-- Description of the task --
Transcribe each line of the material as it is, and drop any picture.

-- Material provided --

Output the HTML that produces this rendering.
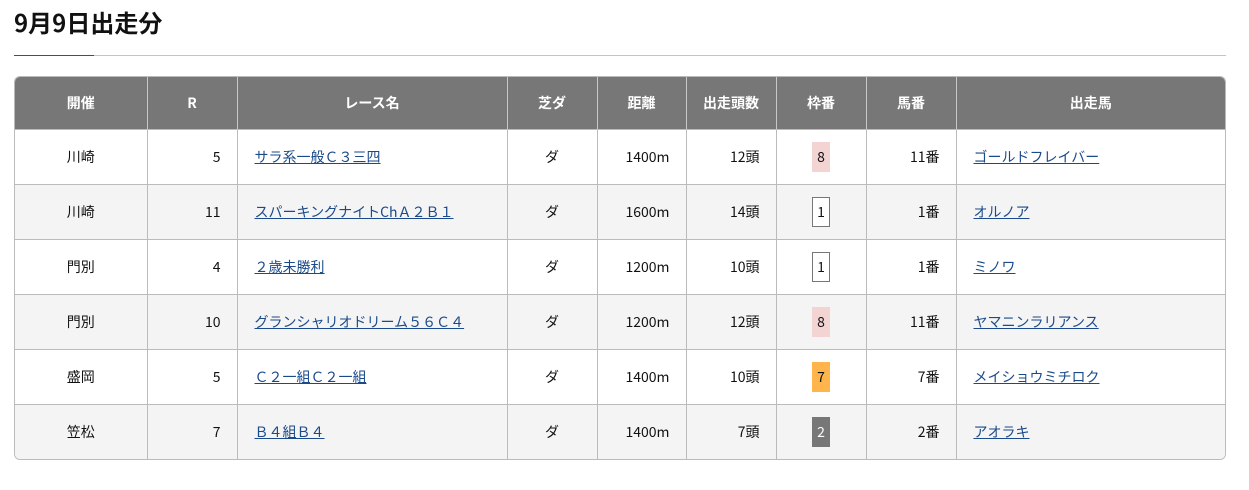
<!DOCTYPE html>
<html><head><meta charset="utf-8"><style>
body{margin:0;background:#fff;font-family:"Liberation Sans","Noto Sans CJK JP",sans-serif;color:#111;width:1249px;height:490px;overflow:hidden}
h1{position:absolute;left:14px;top:5px;margin:0;font-size:24px;font-weight:bold;line-height:34px;font-family:"Noto Sans CJK JP",sans-serif}
.ln{position:absolute;left:14px;top:55px;width:1212px;height:1px;background:#c4c4c4}
.ln2{position:absolute;left:14px;top:55px;width:80px;height:1px;background:#1e6b2e}
.wrap{position:absolute;left:14px;top:76px;width:1210px;border:1px solid #bbb;border-radius:6px;overflow:hidden}
table{border-collapse:collapse;width:1210px;table-layout:fixed;font-size:14px;font-family:"Noto Sans CJK JP",sans-serif}
th{background:#777;color:#fff;font-weight:bold;height:52px;border-left:1px solid #c8c8c8;padding:0}
td{height:54px;border-top:1px solid #bbb;border-left:1px solid #bbb;padding:0;text-align:center}
th:first-child,td:first-child{border-left:none}
tr:nth-child(odd) td{background:#f4f4f4}
.r{text-align:right;padding-right:16px}
.l{text-align:left;padding-left:17px}
a{color:#1a4a8a;text-decoration:underline}
.b{display:inline-block;width:16px;height:28px;line-height:28px;text-align:center}
.w{border:1px solid #777;background:#fff}
.p{background:#f4d3d3;width:18px;height:30px;line-height:30px}
.o{background:#ffb44c;width:18px;height:30px;line-height:30px}
.g{background:#777;color:#fff;width:18px;height:30px;line-height:30px}
</style></head><body>
<h1>9月9日出走分</h1>
<div class="ln"></div><div class="ln2"></div>
<div class="wrap"><table>
<colgroup><col style="width:132px"><col style="width:90px"><col style="width:270px"><col style="width:90px"><col style="width:89px"><col style="width:90px"><col style="width:90px"><col style="width:90px"><col style="width:269px"></colgroup>
<tr><th>開催</th><th>R</th><th>レース名</th><th>芝ダ</th><th>距離</th><th>出走頭数</th><th>枠番</th><th>馬番</th><th>出走馬</th></tr>
<tr><td>川崎</td><td class="r">5</td><td class="l"><a>サラ系一般Ｃ３三四</a></td><td>ダ</td><td class="r">1400m</td><td class="r">12頭</td><td><span class="b p">8</span></td><td class="r">11番</td><td class="l"><a>ゴールドフレイバー</a></td></tr>
<tr><td>川崎</td><td class="r">11</td><td class="l"><a>スパーキングナイトChＡ２Ｂ１</a></td><td>ダ</td><td class="r">1600m</td><td class="r">14頭</td><td><span class="b w">1</span></td><td class="r">1番</td><td class="l"><a>オルノア</a></td></tr>
<tr><td>門別</td><td class="r">4</td><td class="l"><a>２歳未勝利</a></td><td>ダ</td><td class="r">1200m</td><td class="r">10頭</td><td><span class="b w">1</span></td><td class="r">1番</td><td class="l"><a>ミノワ</a></td></tr>
<tr><td>門別</td><td class="r">10</td><td class="l"><a>グランシャリオドリーム５６Ｃ４</a></td><td>ダ</td><td class="r">1200m</td><td class="r">12頭</td><td><span class="b p">8</span></td><td class="r">11番</td><td class="l"><a>ヤマニンラリアンス</a></td></tr>
<tr><td>盛岡</td><td class="r">5</td><td class="l"><a>Ｃ２一組Ｃ２一組</a></td><td>ダ</td><td class="r">1400m</td><td class="r">10頭</td><td><span class="b o">7</span></td><td class="r">7番</td><td class="l"><a>メイショウミチロク</a></td></tr>
<tr><td>笠松</td><td class="r">7</td><td class="l"><a>Ｂ４組Ｂ４</a></td><td>ダ</td><td class="r">1400m</td><td class="r">7頭</td><td><span class="b g">2</span></td><td class="r">2番</td><td class="l"><a>アオラキ</a></td></tr>
</table></div>
</body></html>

-- Answer --
Output the HTML that produces this rendering.
<!DOCTYPE html>
<html><head><meta charset="utf-8"><style>
body{margin:0;background:#fff;font-family:"Liberation Sans","Noto Sans CJK JP",sans-serif;color:#111;width:1249px;height:490px;overflow:hidden}
h1{position:absolute;left:14px;top:5px;margin:0;font-size:24px;font-weight:bold;line-height:34px;font-family:"Noto Sans CJK JP",sans-serif}
.ln{position:absolute;left:14px;top:55px;width:1212px;height:1px;background:#c4c4c4}
.ln2{position:absolute;left:14px;top:55px;width:80px;height:1px;background:#1e6b2e}
.wrap{position:absolute;left:14px;top:76px;width:1210px;border:1px solid #bbb;border-radius:6px;overflow:hidden}
table{border-collapse:collapse;width:1210px;table-layout:fixed;font-size:14px;font-family:"Noto Sans CJK JP",sans-serif}
th{background:#777;color:#fff;font-weight:bold;height:52px;border-left:1px solid #c8c8c8;padding:0}
td{height:54px;border-top:1px solid #bbb;border-left:1px solid #bbb;padding:0;text-align:center}
th:first-child,td:first-child{border-left:none}
tr:nth-child(odd) td{background:#f4f4f4}
.r{text-align:right;padding-right:16px}
.l{text-align:left;padding-left:17px}
a{color:#1a4a8a;text-decoration:underline}
.b{display:inline-block;width:16px;height:28px;line-height:28px;text-align:center}
.w{border:1px solid #777;background:#fff}
.p{background:#f4d3d3;width:18px;height:30px;line-height:30px}
.o{background:#ffb44c;width:18px;height:30px;line-height:30px}
.g{background:#777;color:#fff;width:18px;height:30px;line-height:30px}
</style></head><body>
<h1>9月9日出走分</h1>
<div class="ln"></div><div class="ln2"></div>
<div class="wrap"><table>
<colgroup><col style="width:132px"><col style="width:90px"><col style="width:270px"><col style="width:90px"><col style="width:89px"><col style="width:90px"><col style="width:90px"><col style="width:90px"><col style="width:269px"></colgroup>
<tr><th>開催</th><th>R</th><th>レース名</th><th>芝ダ</th><th>距離</th><th>出走頭数</th><th>枠番</th><th>馬番</th><th>出走馬</th></tr>
<tr><td>川崎</td><td class="r">5</td><td class="l"><a>サラ系一般Ｃ３三四</a></td><td>ダ</td><td class="r">1400m</td><td class="r">12頭</td><td><span class="b p">8</span></td><td class="r">11番</td><td class="l"><a>ゴールドフレイバー</a></td></tr>
<tr><td>川崎</td><td class="r">11</td><td class="l"><a>スパーキングナイトChＡ２Ｂ１</a></td><td>ダ</td><td class="r">1600m</td><td class="r">14頭</td><td><span class="b w">1</span></td><td class="r">1番</td><td class="l"><a>オルノア</a></td></tr>
<tr><td>門別</td><td class="r">4</td><td class="l"><a>２歳未勝利</a></td><td>ダ</td><td class="r">1200m</td><td class="r">10頭</td><td><span class="b w">1</span></td><td class="r">1番</td><td class="l"><a>ミノワ</a></td></tr>
<tr><td>門別</td><td class="r">10</td><td class="l"><a>グランシャリオドリーム５６Ｃ４</a></td><td>ダ</td><td class="r">1200m</td><td class="r">12頭</td><td><span class="b p">8</span></td><td class="r">11番</td><td class="l"><a>ヤマニンラリアンス</a></td></tr>
<tr><td>盛岡</td><td class="r">5</td><td class="l"><a>Ｃ２一組Ｃ２一組</a></td><td>ダ</td><td class="r">1400m</td><td class="r">10頭</td><td><span class="b o">7</span></td><td class="r">7番</td><td class="l"><a>メイショウミチロク</a></td></tr>
<tr><td>笠松</td><td class="r">7</td><td class="l"><a>Ｂ４組Ｂ４</a></td><td>ダ</td><td class="r">1400m</td><td class="r">7頭</td><td><span class="b g">2</span></td><td class="r">2番</td><td class="l"><a>アオラキ</a></td></tr>
</table></div>
</body></html>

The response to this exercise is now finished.